The senator announced his plans for the Marijuana Justice Act on Tuesday. The bill would remove weed, which is currently a Schedule 1 drug ― from the list of controlled substances. It also would cut federal funding for states where people of color and low-income individuals are disproportionately arrested or incarcerated in order to motivate those states to change their laws.

“Our country’s drug laws are badly broken and need to be fixed,” Booker said in a statement. “They don’t make our communities any safer – instead they divert critical resources from fighting violent crimes, tear families apart, unfairly impact low-income communities and communities of color, and waste billions in taxpayer dollars each year.”

Though black and white people have been found to use marijuana at around the same rate in the United States, black people are 3.73 times more likely to be arrested for possessing it. Even in Colorado and Washington, where recreational use is legal, black people are twice as likely to be arrested for breaking the states’ marijuana laws.
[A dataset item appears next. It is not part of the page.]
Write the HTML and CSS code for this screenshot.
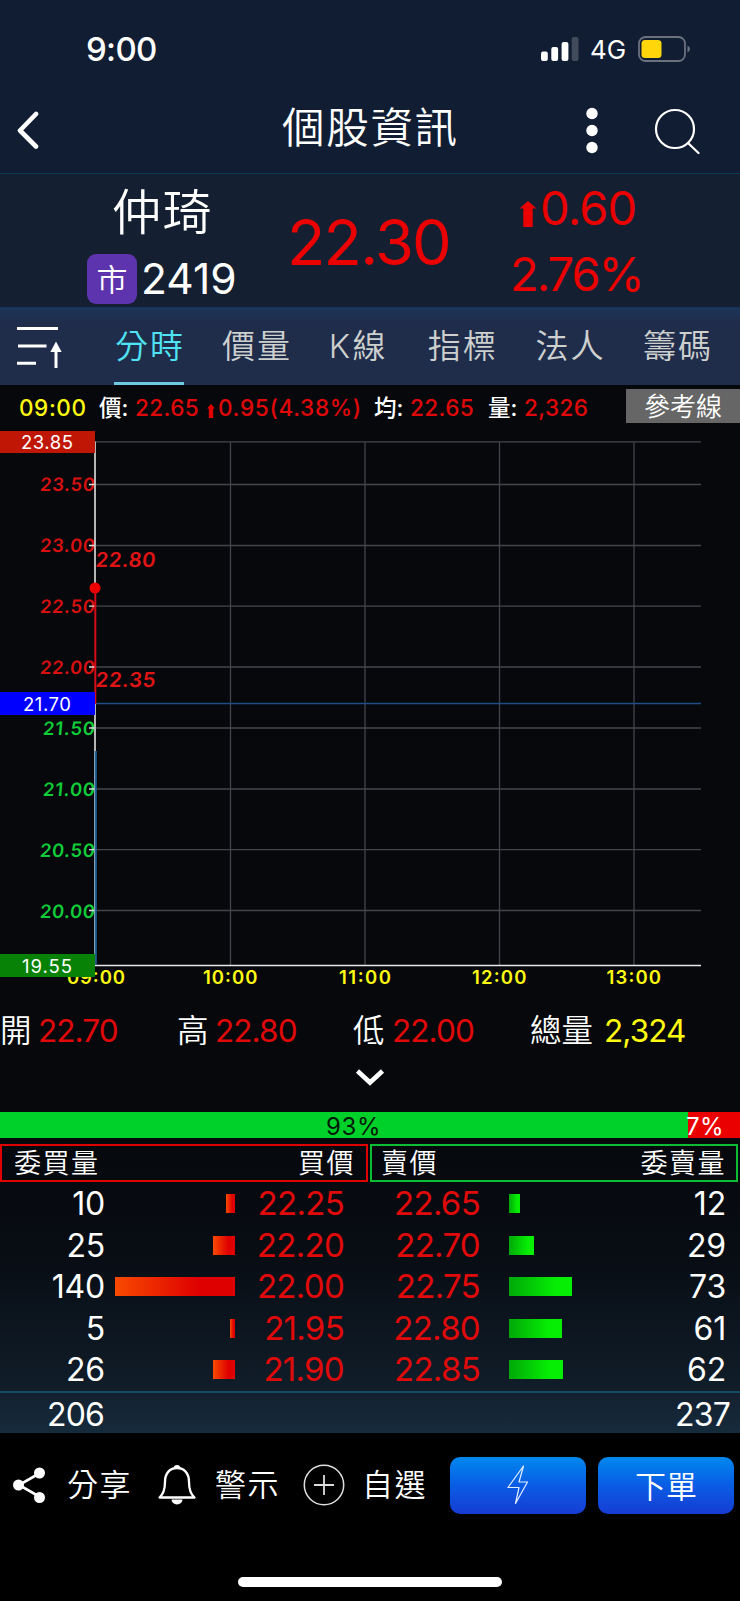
FILE: index.html
```html
<!DOCTYPE html>
<html lang="zh-Hant">
<head>
<meta charset="utf-8">
<title>個股資訊</title>
<link rel="stylesheet" href="styles.css">
</head>
<body>
<div class="app">
  <header class="top">
    <div class="status">
      <span class="clock">9:00</span>
      <svg class="signal" width="38" height="24" viewBox="0 0 38 24"><rect x="0" y="14.5" width="6.8" height="9.5" rx="2" fill="#fff"/><rect x="10.3" y="10" width="6.8" height="14" rx="2" fill="#fff"/><rect x="20.6" y="5" width="6.8" height="19" rx="2" fill="#fff"/><rect x="30.7" y="0" width="6.8" height="24" rx="2" fill="#414b5c"/></svg>
      <span class="net">4G</span>
      <svg class="battery" width="53" height="26" viewBox="0 0 53 26"><rect x="1" y="1" width="46" height="24" rx="6.5" fill="none" stroke="#6a7280" stroke-width="1.8"/><rect x="3.5" y="4" width="20" height="18" rx="3.5" fill="#ffd60a"/><path d="M49.500 9.500q2.500 1 2.500 3.500t-2.500 3.500z" fill="#6a7280"/></svg>
    </div>
    <div class="nav">
      <svg class="back" width="24" height="38" viewBox="0 0 24 38"><path d="M20 3L4 19.500l16 16" fill="none" stroke="#fff" stroke-width="4.600" stroke-linecap="round" stroke-linejoin="round"/></svg>
      <h1 class="title">個股資訊</h1>
      <svg class="more" width="12" height="48" viewBox="0 0 12 48"><g fill="#fff"><circle cx="6" cy="7.500" r="5.700"/><circle cx="6" cy="24.500" r="5.700"/><circle cx="6" cy="41.500" r="5.700"/></g></svg>
      <svg class="search" width="48" height="48" viewBox="0 0 48 48"><g fill="none" stroke="#fff" stroke-width="2.200" stroke-linecap="round"><circle cx="21" cy="23" r="19"/><path d="M34 37L44.500 47"/></g></svg>
    </div>
  </header>

  <section class="quote">
    <div class="ident">
      <div class="name">仲琦</div>
      <div class="code"><span class="badge">市</span><span class="num">2419</span></div>
    </div>
    <div class="last">22.30</div>
    <div class="change">
      <div class="diff"><svg width="18" height="26" viewBox="0 0 18 26"><path d="M9 0L17.500 7.500H13.700V26H4.300V7.500H.500z" fill="#ea0000"/></svg><span>0.60</span></div>
      <div class="pct">2.76%</div>
    </div>
  </section>

  <nav class="tabs">
    <svg class="sort" width="46" height="44" viewBox="0 0 46 44"><path d="M0 3.500H41M1 21H29.500M0 38.200H19" stroke="#fff" stroke-width="3"/><path d="M39 43V24" stroke="#fff" stroke-width="3"/><path d="M39 16.500l5.700 10.500H33.300z" fill="#fff"/></svg>
    <span class="tab on">分時</span><span class="tab">價量</span><span class="tab k">K線</span><span class="tab">指標</span><span class="tab">法人</span><span class="tab">籌碼</span>
  </nav>

  <div class="info">
    <span class="y">09:00</span><span>價:</span><span class="r">22.65</span>
    <span class="r delta"><svg width="8" height="14" viewBox="0 0 8 14"><path d="M4 0L8 4.500H6.200V14H1.800V4.500H0z" fill="#e00000"/></svg>0.95(4.38%)</span>
    <span>均:</span><span class="r">22.65</span><span>量:</span><span class="r">2,326</span>
    <button class="ref">參考線</button>
  </div>

  <svg class="chart" width="740" height="565" viewBox="0 430 740 565">
    <g class="grid">
      <path d="M95 441.800H701M95 484.500H701M95 545.500H701M95 606.200H701M95 667H701M95 728H701M95 789H701M95 849.700H701M95 910.500H701"/>
      <path d="M230.500 442V965M365 442V965M499.500 442V965M634 442V965"/>
    </g>
    <path d="M95 703.500H701" stroke="#1f4e86" stroke-width="1.500"/>
    <path d="M95 965.500H701" stroke="#e8e8e8" stroke-width="1.300"/>
    <g class="up">
      <text transform="translate(39.500 491.300) skewX(-5)" textLength="55">23.50</text>
      <text transform="translate(39.500 552.300) skewX(-5)" textLength="55">23.00</text>
      <text transform="translate(39.500 613) skewX(-5)" textLength="55">22.50</text>
      <text transform="translate(39.500 674) skewX(-5)" textLength="55">22.00</text>
    </g>
    <g class="down">
      <text transform="translate(42.500 735) skewX(-5)" textLength="52">21.50</text>
      <text transform="translate(42.500 796) skewX(-5)" textLength="52">21.00</text>
      <text transform="translate(39.500 856.700) skewX(-5)" textLength="55">20.50</text>
      <text transform="translate(39.500 917.500) skewX(-5)" textLength="55">20.00</text>
    </g>
    <path d="M89 484.500h6M89 545.500h6M89 606.200h6M89 667h6M89 728h6M89 789h6M89 849.700h6M89 910.500h6" stroke="#ddd" stroke-width="1.300"/>
    <path d="M95 441.500V588M95 703V751" stroke="#c9c9c9" stroke-width="1.800"/>
    <path d="M95.300 588V704" stroke="#d60c18" stroke-width="2"/>
    <path d="M94.800 751V965" stroke="#8fb0c4" stroke-width="1.400"/>
    <path d="M96 751V965" stroke="#1d5f96" stroke-width="1.600"/>
    <circle cx="95" cy="588" r="5.500" fill="#ee0000"/>
    <g class="mark"><text transform="translate(95 567) skewX(-5)" textLength="60">22.80</text><text transform="translate(95 687) skewX(-5)" textLength="60">22.35</text></g>
    <g class="time">
      <text x="67" y="984" textLength="58">09:00</text>
      <text x="203" y="984" textLength="54.500">10:00</text>
      <text x="339" y="984" textLength="52">11:00</text>
      <text x="472" y="984" textLength="54.500">12:00</text>
      <text x="606.500" y="984" textLength="54.500">13:00</text>
    </g>
    <path d="M0 431H95V453H0z" fill="#c01606"/>
    <path d="M0 692H95V715H0z" fill="#0000ff"/>
    <path d="M0 954H95V977H0z" fill="#088206"/>
    <g class="tag"><text x="21" y="449" textLength="52">23.85</text><text x="23" y="710.700" textLength="48">21.70</text><text x="22" y="972.500" textLength="50">19.55</text></g>
  </svg>

  <div class="stats">
    <span>開</span><b class="r">22.70</b><span>高</span><b class="r">22.80</b><span>低</span><b class="r">22.00</b><span>總量</span><b class="y">2,324</b>
  </div>
  <svg class="expand" width="30" height="20" viewBox="0 0 30 20"><path d="M2.500 4L15 15.500L27.500 4" fill="none" stroke="#fff" stroke-width="4.600"/></svg>

  <div class="ratio"><span class="in">93%</span><span class="out"><span>7%</span></span></div>

  <section class="book">
    <div class="heads">
      <div class="head bid"><span>委買量</span><span>買價</span></div>
      <div class="head ask"><span>賣價</span><span>委賣量</span></div>
    </div>
    <div class="row"><span class="qty">10</span><i class="bar b" style="width:9px"></i><span class="price">22.25</span><span class="price">22.65</span><i class="bar a" style="width:10.500px"></i><span class="qty">12</span></div>
    <div class="row"><span class="qty">25</span><i class="bar b" style="width:22px"></i><span class="price">22.20</span><span class="price">22.70</span><i class="bar a" style="width:25px"></i><span class="qty">29</span></div>
    <div class="row"><span class="qty">140</span><i class="bar b" style="width:120.500px"></i><span class="price">22.00</span><span class="price">22.75</span><i class="bar a" style="width:63px"></i><span class="qty">73</span></div>
    <div class="row"><span class="qty">5</span><i class="bar b" style="width:5px"></i><span class="price">21.95</span><span class="price">22.80</span><i class="bar a" style="width:53px"></i><span class="qty">61</span></div>
    <div class="row"><span class="qty">26</span><i class="bar b" style="width:22.500px"></i><span class="price">21.90</span><span class="price">22.85</span><i class="bar a" style="width:53.500px"></i><span class="qty">62</span></div>
    <div class="total"><span>206</span><span>237</span></div>
  </section>

  <footer class="foot">
    <div class="actions">
      <svg width="34" height="38" viewBox="0 0 34 38"><path d="M27 7L6 19l21 12" fill="none" stroke="#fff" stroke-width="2.600"/><g fill="#fff"><circle cx="26.500" cy="7" r="5.500"/><circle cx="5.500" cy="19" r="5.500"/><circle cx="26.500" cy="31.500" r="5.500"/></g></svg>
      <span>分享</span>
      <svg width="38" height="42" viewBox="0 0 38 42"><path d="M1.500 33.500C5.500 30 7 25 7 18C7 9 12 4 19 4S31 9 31 18C31 25 32.500 30 36.500 33.500z" fill="none" stroke="#fff" stroke-width="2.300" stroke-linejoin="round"/><path d="M15.500 4.500a3.500 3.500 0 0 1 7 0zM13.500 35.500h11a5.500 5 0 0 1-11 0z" fill="#fff"/></svg>
      <span>警示</span>
      <svg width="42" height="42" viewBox="0 0 42 42"><g fill="none" stroke="#ddd" stroke-width="1.500"><circle cx="21" cy="21" r="19.700"/><path d="M11 21H31M21 11V31" stroke-width="1.800"/></g></svg>
      <span>自選</span>
    </div>
    <button class="btn"><svg width="22" height="40" viewBox="0 0 22 40"><path d="M16.500 1L1 22.500H12L8.500 38.500L20.500 17H12z" fill="none" stroke="#e4efff" stroke-width="1.200" stroke-linejoin="round"/></svg></button>
    <button class="btn"><span>下單</span></button>
  </footer>
  <div class="home"></div>
</div>
</body>
</html>
```
FILE: styles.css
```css
* { box-sizing: border-box; margin: 0; padding: 0; }
body { background: #000; }
.app {
  width: 740px; height: 1601px; overflow: hidden;
  display: flex; flex-direction: column;
  font-family: Inter, "Noto Sans CJK TC", sans-serif;
  color: #fff; background: #06080c;
}
svg { display: block; flex: none; }
span, b, div { white-space: nowrap; }
button { border: 0; font: inherit; color: inherit; }

.top { height: 174px; background: #111d32; border-bottom: 1px solid #0a3a4e; }
.status { display: flex; align-items: center; height: 98px; padding-left: 86px; }
.clock { width: 455px; font-size: 33px; font-weight: 500; letter-spacing: -0.700px; }
.net { width: 59px; padding-left: 11px; font-size: 26px; font-weight: 400; }
.nav { display: flex; align-items: center; height: 64px; padding-left: 16px; }
.title { width: 304px; margin: -5px 0 0 242px; font-size: 42.500px; font-weight: 350; line-height: 50px; letter-spacing: 1.700px; }
.search { margin-left: 56px; }

.quote { height: 133px; display: flex; background: #142031; }
.ident { width: 287px; padding-left: 87px; }
.name { padding-left: 25px; margin-top: 11px; font-size: 49px; font-weight: 350; line-height: 56px; letter-spacing: 1.500px; }
.code { display: flex; align-items: center; gap: 4px; margin-top: 12px; }
.badge { width: 50px; height: 50px; border-radius: 9px; background: #5d34ae; font-size: 31px; line-height: 52px; text-align: center; font-weight: 350; }
.num { font-size: 42.500px; line-height: 52px; font-weight: 400; }
.last { width: 226px; padding-top: 33px; font-size: 63px; line-height: 70px; letter-spacing: -1.800px; color: #ea0000; }
.change { color: #ea0000; font-size: 47px; line-height: 56px; padding-top: 6px; }
.diff { display: flex; padding-left: 6px; gap: 3px; letter-spacing: -0.800px; }
.diff svg { margin-top: 21px; }
.pct { margin: 10px 0 0 -3px; letter-spacing: -2px; }

.tabs { height: 78px; display: flex; align-items: flex-start; padding-left: 17px; background: linear-gradient(#1b3557, #1f2d4b 14px); border-top: 1px solid #14345a; }
.sort { margin: 17px 34px 0 0; }
.tab { width: 107.700px; height: 77px; padding-left: 19px; font-size: 33px; font-weight: 350; line-height: 77px; letter-spacing: 2px; color: #cdd0cf; }
.tab.on { width: 70px; margin: 0 19px 0 17px; padding-left: 1px; color: #4fe3f5; border-bottom: 3px solid #6cc9df; }
.tab.k { width: 98px; padding-left: 18px; letter-spacing: 2.500px; }

.info { height: 45px; display: grid; grid-template-columns: 79px 37px 72px 166px 37px 77px 37px 101px 114px; padding-left: 20px; align-items: start; font-size: 22.500px; line-height: 46px; font-weight: 500; }
.info .r { letter-spacing: 0.400px; margin-left: -1px; }
.info .y { letter-spacing: 0.600px; margin-left: -1px; }
.r { color: #e00808; }
.y { color: #fffb10; }
.info .delta { display: flex; gap: 3px; letter-spacing: 0.700px; margin-left: -1px; }
.delta svg { margin-top: 19px; }
.ref { margin-top: 4px; height: 34px; background: #666; font-size: 26px; line-height: 36px; font-weight: 350; }

.chart { font-family: Inter, sans-serif; }
.grid { stroke: #43454a; stroke-width: 1.300; fill: none; }
.up, .down { font-size: 18.500px; font-weight: 600; }
.mark { font-size: 20.500px; font-weight: 600; fill: #e01414; }
.up { fill: #d81010; }
.down { fill: #10cc38; }
.time { font-size: 18.500px; font-weight: 600; fill: #fffb10; }
.tag { font-size: 18.500px; fill: #fff; }

.stats { display: grid; grid-template-columns: 38px 139px 38px 138px 39px 138px 74px auto; height: 71px; font-size: 31.500px; line-height: 72px; font-weight: 350; }
.stats b { font-weight: 400; letter-spacing: -0.900px; }
.expand { margin: 1px 0 25px 355px; }

.ratio { display: flex; height: 26px; font-size: 24px; line-height: 29px; }
.in { width: 688px; padding-left: 326px; color: #031a06; background: #00d02a; letter-spacing: 0.700px; }
.out { width: 52px; background: #ea0000; }
.out span { margin-left: -2px; letter-spacing: 0.400px; }

.book { padding-top: 6px; background: linear-gradient(#06080c, #080d14 40%, #132230); }
.heads { display: flex; gap: 2px; }
.head { width: 368px; height: 38px; display: flex; justify-content: space-between; border: 2px solid #e00000; font-size: 27px; line-height: 36px; font-weight: 350; letter-spacing: 1.500px; padding: 0 11px 0 12px; }
.head.ask { border-color: #0cbc34; padding: 0 10px 0 9px; }
.row { height: 41.500px; display: grid; grid-template-columns: 105px 130px 109px 136px 245px; align-items: center; font-size: 32px; line-height: 42px; padding-top: 1px; }
.row .qty { grid-row: 1; text-align: right; letter-spacing: -0.200px; }
.row .qty:last-child { grid-column: 5; margin-right: -1px; }
.row .price { text-align: right; color: #e00a0a; font-size: 33px; letter-spacing: -0.700px; margin-top: -2px; }
.bar { height: 19px; margin-top: -1px; }
.bar.b { justify-self: end; background: linear-gradient(90deg, #f84a00, #de0000 70%); }
.bar.a { grid-row: 1; grid-column: 5; margin-left: 29px; background: linear-gradient(90deg, #00a808, #06ee04 75%); }
.total { height: 42px; margin-top: 1px; display: flex; justify-content: space-between; padding: 0 10px 0 47px; border-top: 2px solid #124c63; background: linear-gradient(#142030, #152b3c); font-size: 32px; line-height: 44px; letter-spacing: -0.800px; }

.foot { height: 106px; display: flex; align-items: center; gap: 12px; padding-bottom: 1px; background: #000; }
.actions { width: 438px; display: grid; grid-template-columns: 54px 91px 57px 88px 59px auto; padding-left: 13px; align-items: center; font-size: 31px; font-weight: 350; line-height: 40px; letter-spacing: 1.500px; }
.btn { width: 136px; height: 57px; border-radius: 10px; display: flex; align-items: center; justify-content: center; background: linear-gradient(#0088ee, #0a5ce4 50%, #163cd4); font-size: 31px; font-weight: 350; }
.btn span { padding-bottom: 2px; }
.home { flex: 1; background: #000; padding: 38px 0 0 238px; }
.home::before { content: ""; display: block; width: 264px; height: 10px; border-radius: 5px; background: #fff; }
```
Given the effect this has had on marginalized communities, Booker said it’s necessary to go beyond legalization and help those who have been disproportionately impacted.

“This has done serious damage to our communities. It’s done serious damage to American families,” Booker said in a Facebook Live video on Tuesday, noting that his goal is “restorative justice.” He continued, “Finding ways to take communities that have been disproportionately impacted and helping them to heal, helping them to recover from what has been an unjust application of the law.”

The Marijuana Justice Act calls for marijuana use and possession convictions to be expunged and those currently “for any individual who was sentenced to a term of imprisonment for a federal criminal offense involving marijuana,” the bill reads.

The bill would also create a Community Reinvestment Fund of $500 million to communities that were impacted by the war on drugs by providing funds for job training, reentry services, expenses for the expungement of convictions, public libraries, community centers, youth programs and health education programs.

“Descheduling marijuana and applying that change retroactively to people currently serving time for marijuana offenses is a necessary step in correcting this unjust system,” he said in the statement. “States have so far led the way in reforming our criminal justice system and it’s about time the federal government catches up and begins to assert leadership.”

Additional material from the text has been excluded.